This project Summarize hours of footage captured by static CCTV cameras into a concise clip that presents all events as if they are happening simultaneously, complete with timestamps. It utilizes video processing techniques, including YOLO-based object detection, custom tracking algorithms, and video summarization methods, to identify, track, and summarize moving objects efficiently
In today's world, many CCTV cameras are increasingly being used in homes for security. However, reviewing many hours of footage to spot suspicious activity can be a time-consuming and tedious process.
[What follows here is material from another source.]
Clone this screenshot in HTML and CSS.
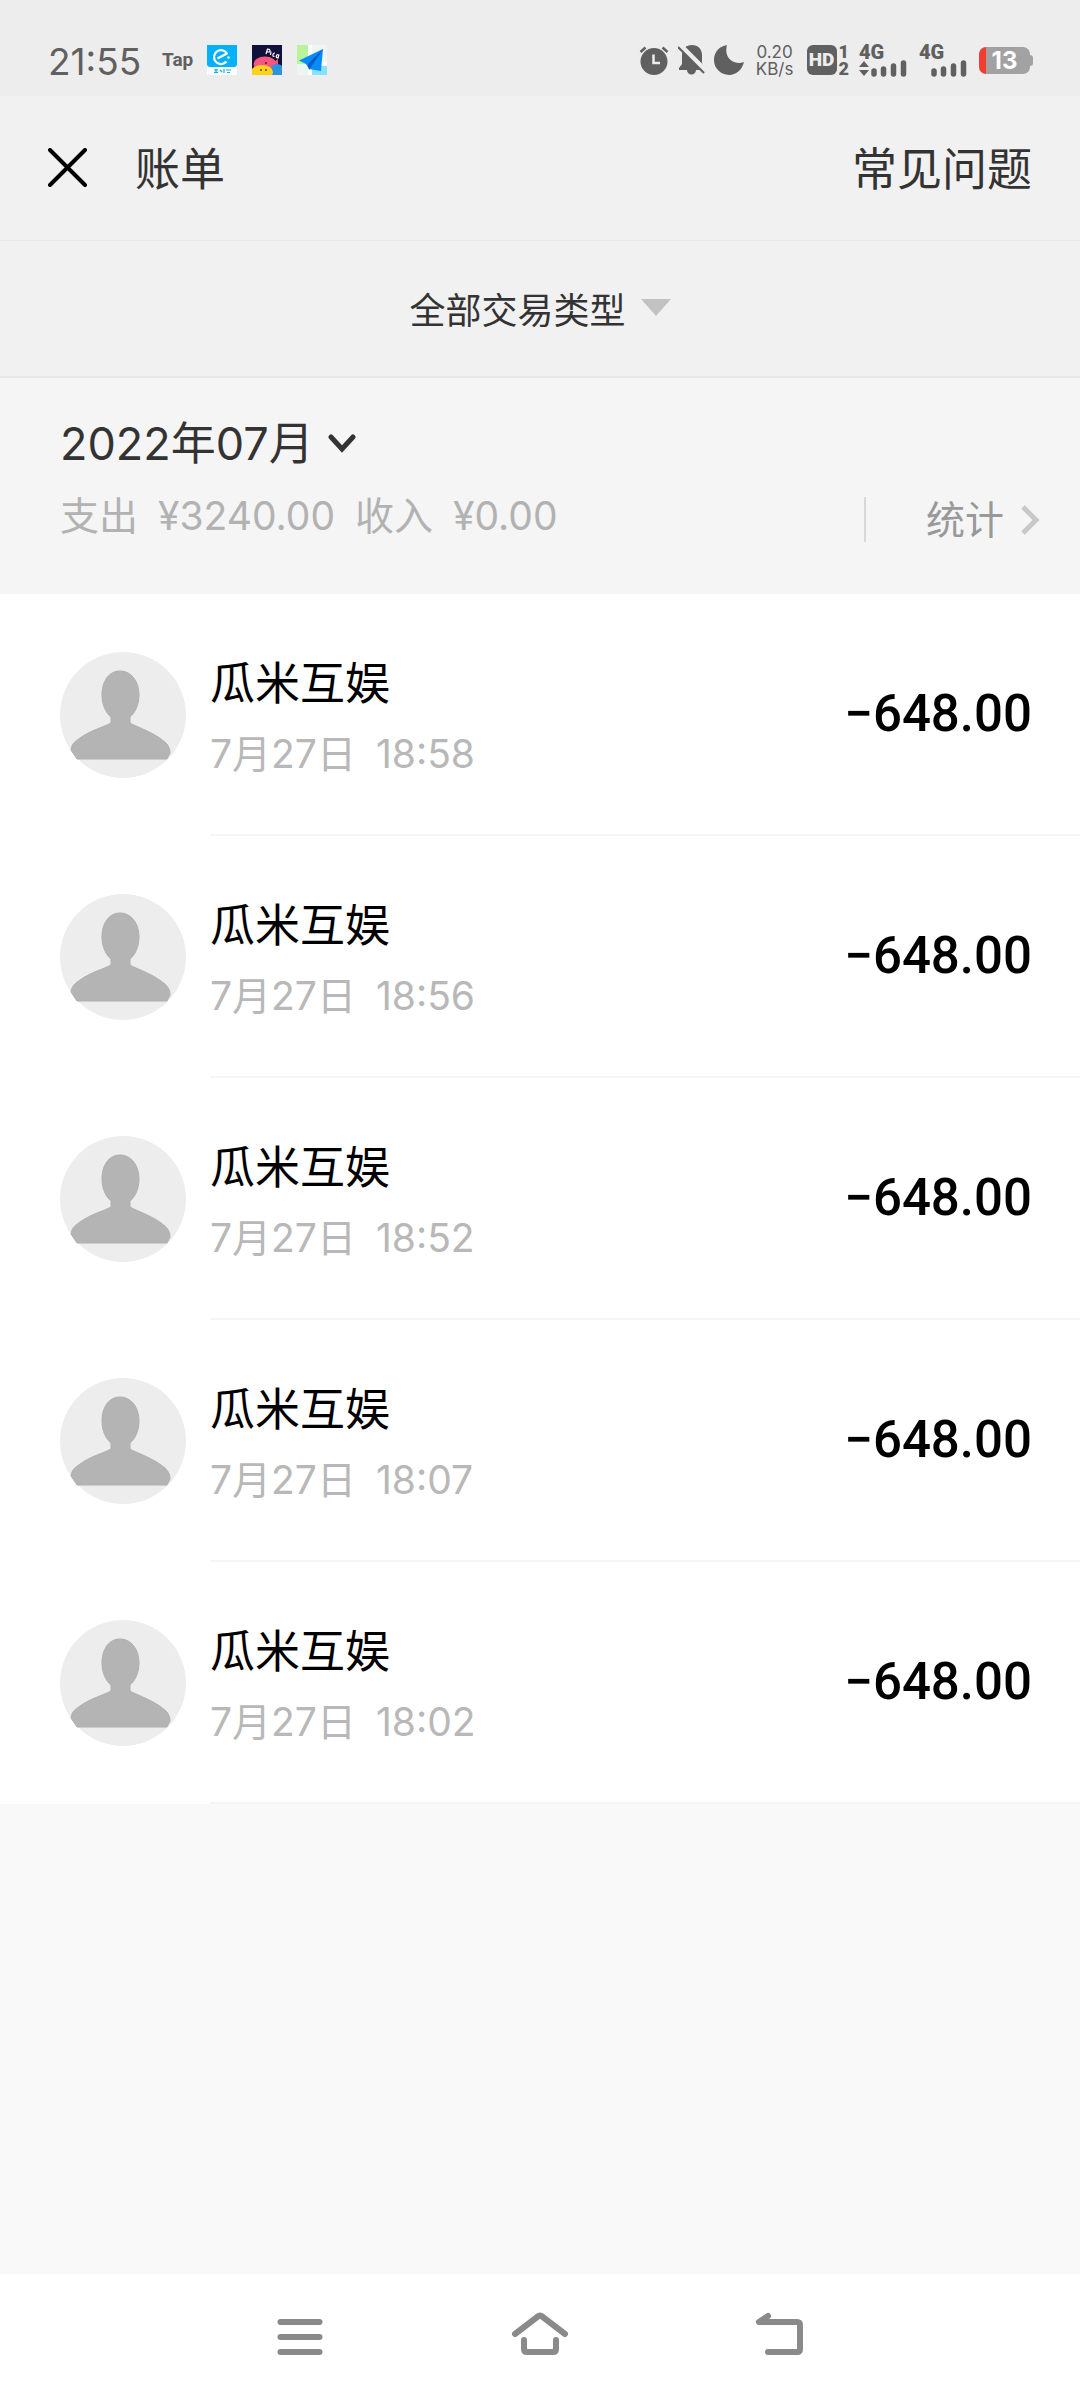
FILE: index.html
```html
<!DOCTYPE html>
<html lang="zh-CN">
<head>
    <meta charset="UTF-8">
    <meta name="viewport" content="width=device-width, initial-scale=1.0">
    <title>账单</title>
    <link rel="stylesheet" href="styles.css">
</head>
<body>
    <div class="status-bar">
        <div class="status-left">
            <span class="clock">21:55</span>
            <span class="tap">Tap</span>
            <svg class="app-icon" viewBox="0 0 30 30">
                <rect width="30" height="30" fill="#fff"/>
                <path d="M0 0H30V19Q30 22 27 22H3Q0 22 0 19Z" fill="#02b1f8"/>
                <path d="M10.500 13.500L20 8.500A7 7 0 1 0 19.500 16.500" fill="none" stroke="#fff" stroke-width="2.200" stroke-linejoin="round"/>
                <circle cx="21.500" cy="12.500" r="1.300" fill="#fff"/>
                <path d="M7 25h4M7 27.500h4M9 24v4M13 25l2 2M17 24v4M19 25h5M20 27.500h3" stroke="#02b1f8" stroke-width="1.200"/>
            </svg>
            <svg class="app-icon" viewBox="0 0 30 30">
                <rect width="30" height="30" fill="#11103c"/>
                <ellipse cx="13" cy="19" rx="11.500" ry="7.500" fill="#f9577f"/>
                <path d="M22 17L26 14V20Z" fill="#f9577f"/>
                <ellipse cx="25" cy="26" rx="7.500" ry="7" fill="#2c94df"/>
                <ellipse cx="10" cy="27" rx="11" ry="7" fill="#ffd31a"/>
                <circle cx="14" cy="18" r="1" fill="#5b1730"/>
                <circle cx="9" cy="25" r="1" fill="#6b4a00"/>
                <circle cx="14" cy="25" r="1" fill="#6b4a00"/>
                <path d="M14 9L15.500 4Q19 4 17.500 7L15 7M19 6.500L18.500 10M23 8Q20.500 8 21 11L22.500 11.500M26.500 9.500Q23.500 9.500 24.500 12.500L26 13L27 9.500" fill="none" stroke="#fff" stroke-width="1.200"/>
            </svg>
            <svg class="app-icon" viewBox="0 0 30 30">
                <rect width="30" height="30" fill="#eef5f4"/>
                <rect width="11" height="19" fill="#b9f39b"/>
                <rect x="15" y="21" width="15" height="9" fill="#86e3fb"/>
                <path d="M11 0H15V30H11ZM15 17H30V21H15Z" fill="#fff"/>
                <path d="M26 4L2 15.500L9 19L12 24L24 26Z" fill="#078bfb"/>
                <path d="M26 4L11 19L12 25Z" fill="#0859c4"/>
            </svg>
        </div>
        <div class="status-right">
            <svg width="30" height="30" viewBox="0 0 30 30">
                <circle cx="15" cy="16.500" r="13.500" fill="#606060"/>
                <path d="M1.500 7L6.500 2.500M28.500 7L23.500 2.500" stroke="#606060" stroke-width="2.500"/>
                <path d="M14.500 9.500V18H21" fill="none" stroke="#ededed" stroke-width="2.500"/>
            </svg>
            <svg class="bell" width="28" height="30" viewBox="0 0 28 30">
                <path d="M14 0C20 0 24 4 24 10V18L27 24V25H18A4.500 4.500 0 0 1 9 25H1V23L4 19V10C4 4 8 0 14 0Z" fill="#606060"/>
                <path d="M2 0L28 26" stroke="#ededed" stroke-width="5"/>
                <path d="M0 2L26 28" stroke="#606060" stroke-width="2.200"/>
            </svg>
            <svg class="moon" width="30" height="30" viewBox="0 0 30 30">
                <path d="M13 0C3 2 0 9 0 15A15 15 0 0 0 15 30C22 30 28 25 30 17C27 18 24 18.500 20 17C13 14 11 7 13 0Z" fill="#606060"/>
            </svg>
            <div class="net-speed"><span>0.20</span><span>KB/s</span></div>
            <span class="hd">HD</span>
            <div class="sim"><span>1</span><span>2</span></div>
            <div class="signal">
                <span>4G</span>
                <svg width="48" height="17" viewBox="0 0 48 17">
                    <path d="M0 7L5 1L10 7ZM0 10L5 16L10 10Z" fill="#606060"/>
                    <path d="M15 11V14M24.500 9V14M34.500 6V14M44.500 3V14" stroke="#606060" stroke-width="5.500" stroke-linecap="round"/>
                </svg>
            </div>
            <div class="signal">
                <span>4G</span>
                <svg width="48" height="17" viewBox="0 0 48 17">
                    <path d="M15 11V14M24.500 9V14M34.500 6V14M44.500 3V14" stroke="#606060" stroke-width="5.500" stroke-linecap="round"/>
                </svg>
            </div>
            <div class="battery"><span>13</span></div>
        </div>
    </div>

    <header class="title-bar">
        <button class="close" aria-label="关闭">
            <svg width="40" height="40" viewBox="0 0 40 40">
                <path d="M2 2L37 37M37 2L2 37" stroke="#000" stroke-width="4" stroke-linecap="round"/>
            </svg>
        </button>
        <h1>账单</h1>
        <a class="faq" href="#">常见问题</a>
    </header>

    <button class="filter">
        全部交易类型
        <svg width="30" height="17" viewBox="0 0 30 17"><path d="M0 0H30L15 17Z" fill="#c2c2c2"/></svg>
    </button>

    <section class="summary">
        <div>
            <button class="month">
                2022年07月
                <svg width="28" height="20" viewBox="0 0 28 20"><path d="M3 3L14 15L25 3" fill="none" stroke="#333" stroke-width="5" stroke-linecap="round"/></svg>
            </button>
            <p class="totals"><span>支出</span><span>¥3240.00</span><span>收入</span><span>¥0.00</span></p>
        </div>
        <a class="stats" href="#">
            统计
            <svg width="20" height="32" viewBox="0 0 20 32"><path d="M3 3L16 16L3 29" fill="none" stroke="#c8c8c8" stroke-width="5"/></svg>
        </a>
    </section>

    <svg class="defs" width="0" height="0">
        <symbol id="avatar" viewBox="0 0 126 126">
            <circle cx="63" cy="63" r="63" fill="#ededed"/>
            <path d="M60 19C71 19 79 29 79 43C79 53 75 61 70 65V71C76 75 92 79 105 90C109 94 110 97 110 101L107 107H17L11 98C12 92 14 90 20 86C31 78 44 75 51 71V65C46 61 42 53 42 43C42 29 49 19 60 19Z" fill="#b4b4b4" stroke="#b0b0b0" stroke-width="1"/>
        </symbol>
    </svg>

    <ul class="bills">
        <li>
            <svg class="avatar"><use href="#avatar"/></svg>
            <div class="detail">
                <div class="payee">
                    <p class="name">瓜米互娱</p>
                    <p class="time"><span>7月27日</span><span>18:58</span></p>
                </div>
                <span class="amount">−648.00</span>
            </div>
        </li>
        <li>
            <svg class="avatar"><use href="#avatar"/></svg>
            <div class="detail">
                <div class="payee">
                    <p class="name">瓜米互娱</p>
                    <p class="time"><span>7月27日</span><span>18:56</span></p>
                </div>
                <span class="amount">−648.00</span>
            </div>
        </li>
        <li>
            <svg class="avatar"><use href="#avatar"/></svg>
            <div class="detail">
                <div class="payee">
                    <p class="name">瓜米互娱</p>
                    <p class="time"><span>7月27日</span><span>18:52</span></p>
                </div>
                <span class="amount">−648.00</span>
            </div>
        </li>
        <li>
            <svg class="avatar"><use href="#avatar"/></svg>
            <div class="detail">
                <div class="payee">
                    <p class="name">瓜米互娱</p>
                    <p class="time"><span>7月27日</span><span>18:07</span></p>
                </div>
                <span class="amount">−648.00</span>
            </div>
        </li>
        <li>
            <svg class="avatar"><use href="#avatar"/></svg>
            <div class="detail">
                <div class="payee">
                    <p class="name">瓜米互娱</p>
                    <p class="time"><span>7月27日</span><span>18:02</span></p>
                </div>
                <span class="amount">−648.00</span>
            </div>
        </li>
    </ul>

    <nav class="nav-bar">
        <button aria-label="菜单">
            <svg width="60" height="50" viewBox="0 -2 60 50"><path d="M10.500 8H49.500M10.500 23H49.500M10.500 38H49.500"/></svg>
        </button>
        <button aria-label="主页">
            <svg width="60" height="50" viewBox="0 -2 60 50"><path d="M5 20L28.500 2Q30 1 31.500 2L55 20M14 26V35Q14 38 17 38H43Q46 38 46 35V26"/></svg>
        </button>
        <button aria-label="返回">
            <svg width="60" height="50" viewBox="0 -2 60 50"><path d="M18 2L9 8H47Q50 8 50 11V35Q50 38 47 38H18"/></svg>
        </button>
    </nav>
</body>
</html>
```
FILE: styles.css
```css
* {
    box-sizing: border-box;
}

body {
    margin: 0;
    min-height: 100vh;
    display: flex;
    flex-direction: column;
    background: #f9f9f9;
    color: #333;
    font-family: Inter, "Noto Sans CJK SC", sans-serif;
    font-size: 45px;
}

h1, p, ul {
    margin: 0;
    padding: 0;
    font-weight: normal;
}

svg {
    display: block;
}

button {
    border: none;
    padding: 0;
    background: none;
    color: inherit;
    font: inherit;
    cursor: pointer;
}

a {
    color: inherit;
    text-decoration: none;
}

/* status bar */
.status-bar {
    display: flex;
    justify-content: space-between;
    height: 96px;
    padding: 24px 48px 0;
    background: #ededed;
    color: #606060;
}

.status-left, .status-right {
    display: flex;
    align-items: center;
}

.clock {
    width: 114px;
    padding-top: 3px;
    font-size: 37px;
}

.tap {
    width: 45px;
    font: 700 19px/30px Roboto, sans-serif;
}

.app-icon {
    width: 30px;
    height: 30px;
    margin-right: 15px;
}

.bell {
    margin-left: 9px;
}

.moon {
    margin-left: 8px;
}

.net-speed {
    display: flex;
    flex-direction: column;
    width: 38px;
    margin-left: 12px;
    padding-top: 2px;
    font-size: 17px;
    line-height: 17px;
    text-align: center;
}

.hd {
    width: 30px;
    margin-left: 13px;
    border-radius: 6px;
    background: #606060;
    color: #ededed;
    font: 900 19px/30px Roboto, sans-serif;
    text-align: center;
}

.sim {
    display: flex;
    flex-direction: column;
    margin: 0 10px 0 2px;
    font: 900 18px/17px Roboto, sans-serif;
}

.signal {
    display: flex;
    flex-direction: column;
    width: 48px;
    margin-right: 12px;
    padding-top: 2px;
    font: 900 20px/15px Roboto, sans-serif;
}

.battery {
    width: 51px;
    height: 27px;
    margin-right: 2px;
    border-radius: 7px;
    background: linear-gradient(to right, #f53c30 7px, #a2a2a2 7px);
    color: #fff;
    font: 700 24px/27px Inter, sans-serif;
    text-align: center;
    position: relative;
}

.battery::after {
    content: "";
    position: absolute;
    right: -3px;
    top: 8px;
    width: 3px;
    height: 11px;
    border-radius: 0 3px 3px 0;
    background: #a2a2a2;
}

/* title and filter */
.title-bar {
    display: flex;
    align-items: center;
    height: 145px;
    padding: 0 48px;
    border-bottom: 1px solid #e8e8e8;
    background: #f1f1f1;
}

.title-bar h1, .faq {
    padding-bottom: 4px;
    font-size: 45px;
}

.title-bar h1 {
    margin-left: 47px;
}

.faq {
    margin-left: auto;
}

.filter {
    display: flex;
    align-items: center;
    justify-content: center;
    gap: 15px;
    height: 137px;
    padding-bottom: 2px;
    border-bottom: 2px solid #e8e8e8;
    background: #f1f1f1;
    font-size: 36px;
}

/* month summary */
.summary {
    display: flex;
    justify-content: space-between;
    height: 216px;
    padding: 36px 40px 0 60px;
    background: #f5f5f5;
}

.month {
    display: flex;
    align-items: center;
    gap: 14px;
    line-height: 60px;
}

.totals, .time {
    display: flex;
    gap: 20px;
    font-size: 39px;
    line-height: 48px;
    color: #b2b2b2;
}

.totals {
    margin-top: 18px;
}

.stats {
    display: flex;
    align-items: center;
    gap: 16px;
    height: 45px;
    margin-top: 83px;
    padding-left: 60px;
    border-left: 2px solid #d8d8d8;
    color: #999;
    font-size: 39px;
    line-height: 45px;
}

/* bill list */
.bills {
    list-style: none;
    background: #fff;
}

.bills li {
    display: flex;
    align-items: center;
    padding-left: 60px;
}

.avatar {
    width: 126px;
    height: 126px;
    margin-right: 24px;
}

.detail {
    flex: 1;
    display: flex;
    align-items: center;
    justify-content: space-between;
    height: 242px;
    padding-right: 48px;
    border-bottom: 2px solid #f5f5f5;
}

.payee {
    padding-top: 4px;
}

.name {
    margin-bottom: 16px;
    line-height: 60px;
    color: #000;
}

.time {
    color: #b8b8b8;
}

.amount {
    color: #000;
    font: 500 51px/60px Roboto, sans-serif;
}

/* system buttons */
.nav-bar {
    display: flex;
    justify-content: center;
    gap: 180px;
    height: 126px;
    margin-top: auto;
    background: #fff;
}

.nav-bar path {
    fill: none;
    stroke: #8a8a8a;
    stroke-width: 6;
    stroke-linecap: round;
    stroke-linejoin: round;
}
```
Storing these lengthy videos also requires significant memory, often leading to reduced video resolution to save space. There is a need for a solution that can condense long footage into short clips while preserving key events.
- Video Preprocessing
- The video is read using OpenCV, and the frames per second (fps) are extracted. A background model is created using cv2.accumulateWeighted for overlaying tracked objects. Frames are processed one by one until the video ends.
- Object Detection
- The YOLOv8 model detects objects in each frame, filtering those of interest (e.g., people, cars) with a confidence score > 0.5. Bounding box coordinates and object labels are extracted for further processing.
- Object Tracking
- Objects are tracked across frames using spatial proximity and temporal continuity. A custom algorithm links bounding boxes, tracks movements, and handles object disappearance. Classes like Box and MovingObject store tracking data.
- Video Summarization
- A summarized video is created by overlaying tracked objects with labels and timestamps on the background frame. Frames are compiled into a short video using OpenCV's cv2.VideoWriter.
- Logging and Reporting
- A log tracks each object's type, appearance time, disappearance time, and duration. Logs are displayed in a UI and stored for analysis, with error handling for failed detections or frame reads.